A feature file can be very simple:

@XTP-1156
Scenario: Observation Execution Tool
  Given The Observation Execution Tool create command
  When OET create is given a <file> that does not exist
  Then the OET returns an <error>

  Examples:
| file                       | error                                                            |
| file:///FileNotFound.py    | FileNotFoundError: No such file or directory: /FileNotFound.py   |
| sdljfsdjkfhsd              | ValueError: Script URI type not handled: sdljfsdjkfhsd           |

This file refers to a single test, XTP-1156. Additional annotations can provide the Test Set JIRA ticket number. The Examples table allows for handling multiple inputs for checking, without having to write lots of When and Then steps.

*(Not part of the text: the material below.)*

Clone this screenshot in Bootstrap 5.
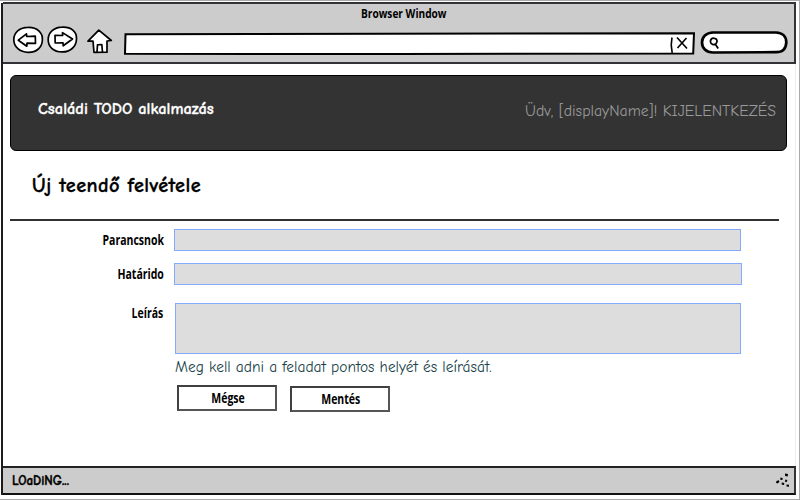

The associated test code then can be relatively simple:

import pytest
import pytest-bdd

@pytest.fixture
def result():
    return {}

@scenario("XTP-1156.feature", "Observation Execution Tool")
def test_create(:
    pass

@given('the Observation Execution Tools create command')
def command():
    // code to issue the command goes here

@when('OET create is given a <file> that does not exist')
def output_from_junk_file(file):
   // code to feed the tool a non-existent file

@then('the OET returns an <error>')
def return_error(file, error):
   // code to return the correct error goes here

This imports the relevant pytest infrastructure, creates a pytest fixture to allow information to be passed between steps, and then annotates the pytest infrastructure to allow the JIRA metadata to be associated with the outputs. It also includes the test description, so you can see what the code is meant to be doing. The given, when, then steps and associated methods can be reused for other tests if this is useful.